Also read Ferial Haffajee’s Counterpoint to this article
If apartheid had died, we would have an African country where African values, customs and languages prevail; a country in which the latent talent of black 10- to 15-year-olds is exploited to ensure they represent their provinces and their country at cricket and rugby, ahead of convicted murderers, as happened in Mpumalanga and Limpopo recently.
We would have a country in which women and children exercise their right to freedom of movement without fear of being molested, raped or even killed.
Through the prism of values, opportunities and power relations, South Africa is essentially a white country geographically tagged on to the toe-end of the African continent. The ANC government apes its predecessors in everything from protocol to policy. At the opening of Parliament, we still have a ”Gentleman Usher of the Black Rod”.

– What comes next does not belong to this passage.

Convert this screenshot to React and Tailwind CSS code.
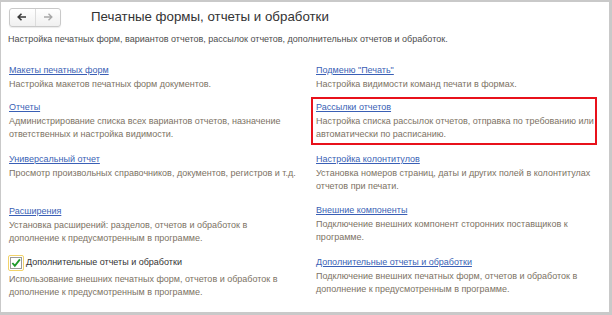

We have a president who pays lip service to the African philosophy of ubuntu, which is the polar opposite of Thatcherism. He once invited us to call him a ”Thatcherite”.
Apartheid meant unequal distribution of land and we still have it.
This is despite an early ANC resolution that ”the redistribution of land is the absolute imperative in our condition, the fundamental national demand. It will have to be done, even if it involves some economic cost.”
But there was no sign of that resolve when they entrenched the right to private ownership of property in the Constitution, thus ratifying the existing inequity.
Since 1994, more people (more than one million more people) have been evicted from white farms than have won land claims. And whites, with the support of our ultraliberal Constitution, still lay claim to the ownership of about 60-million hectares of land that was originally stolen from the indigenous population.
At this pace it will take about 200 years before we have a proper and just redistribution of land. And only then will I be happy to concede that apartheid is dead.
Rural people, under apartheid, were dumped where they are because they were ”superfluous” to the needs of the white economy. And they still are. Government’s priority is to support the big corporate farmers, who produce most of what the country needs, and to develop a group of prosperous, black commercial farmers to go with Mbeki’s black, capitalist middle class. So the rural poor are, to all intent and purpose, still the hewers of wood and the drawers of water.
While we focus on racism at inter-personal and social levels, this is short-sighted. Apartheid was always more about economics and class than it was about mental attitudes, prejudice and skin colour. It is deeply institutional and serves the ends of exploitation. The problem (or the ”challenge” in new South Africa-speak) is that it is still so. Policies have reinforced this.
Where, for example, the government has built so-called ”houses”, it has done so in the former black areas. There has been no attempt to intersperse them in the former white areas.
This means apartheid has not died: it has had a makeover and bought some new clothes.
Big business was quite happy to cede political power to the ANC, provided they retained control of the economy. And they won and continue to win. They have yet to stop laughing all the way to the bank — even if it is offshore.
We have bought into the mythology of reconciliation and miracle, that Madiba’s selflessness and policies of reaching out were the right ones. I do not agree.
As the Ghanaian novelist Ayi Kwei Armah, writing of the last years of Kwame Nkrumah’s rule, said: ”Those who be our leaders, they also had the white man for their masters, and they also feared the masters, but after the fear, what was at the bottom of their beings was not the hate and anger we knew in our despair.
”What they felt was love. What they felt for their white masters and our white masters was gratitude and faith. There is something so terrible in watching a black man trying at all points to be the dark ghost of a European, and that is what we were seeing in those days.”
After coming to South Africa in 1959 I lived, often illegally, and worked in otherwise exclusively African areas where I experienced ubuntu, as Pumla Gobodo-Madikizela has described it, in action: ”The warmth of a people who have little to offer one another materially but the warmth of ordinary kinship — ubuntu.”
Where do we see that now? Instead, we have each man — and the occasional token woman — for himself. Apartheid is not dead and ubuntu is being strangled.